El nuevo aeropuerto es una ciudad, pero una ciudad particulármente hermética: se entra y sale de ella con alas o sobre ruedas. Una valla la separa del mundo, al que se une por cordones de asfalto y raíles de acero. El aeropuerto es una isla en el territorio. Y la mayor dificultad para estos gigantescos puertos de aeronaves estriba en conseguir sitio suficiente para sus pistas e instalaciones cerca de las grandes ciudades.
En este sentido, nada más claro que construir el aeropuerto como una isla, junto a la costa. Parece más fácil ocupar el mar de poco fondo próximo a las grandes urbes que el terreno adyacente, lleno de estructuras difíciles de mover, sin contar con la propiedad del suelo o la Historia. Japón y Hong Kong cuentan con una tradición de ocupar el agua con viviendas y con mercados flotantes, y ahora construyen aeropuertos. Pero la idea no es sólo asiática: Londres también sueña con ser el aeropuerto de Europa, aprovechándose de ser la capital que dispone de un gran estuario próximo en la desembocadura del Támesis.
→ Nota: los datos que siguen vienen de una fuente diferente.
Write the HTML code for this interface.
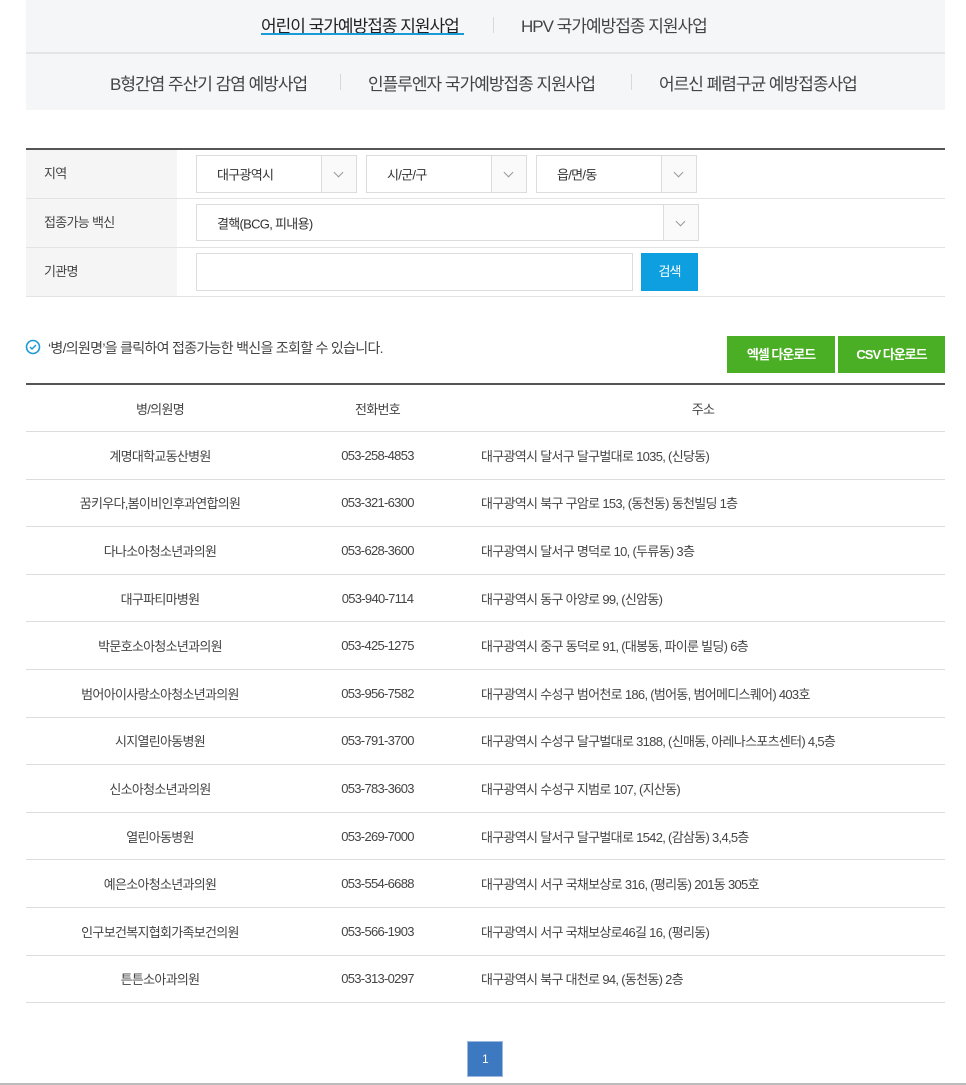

Hay algo mágico en los nuevos aeropuertos isla. Ya es admirable la construcción de una isla artificial, pero la de una isla aeropuerto tiene algo de fantástico que llena la imaginación. Las islas aeropuerto de las bahías de Osaka y de Hong Kong son también islas del cielo, como en la ciencia ficción: recuerdan a aquellos artefactos milagrosos desde cuyas explanadas flotantes en el vacío podían despegar las naves de Luke Skywalker o, una generación antes, el avioncito de hélice del ratón Mickey.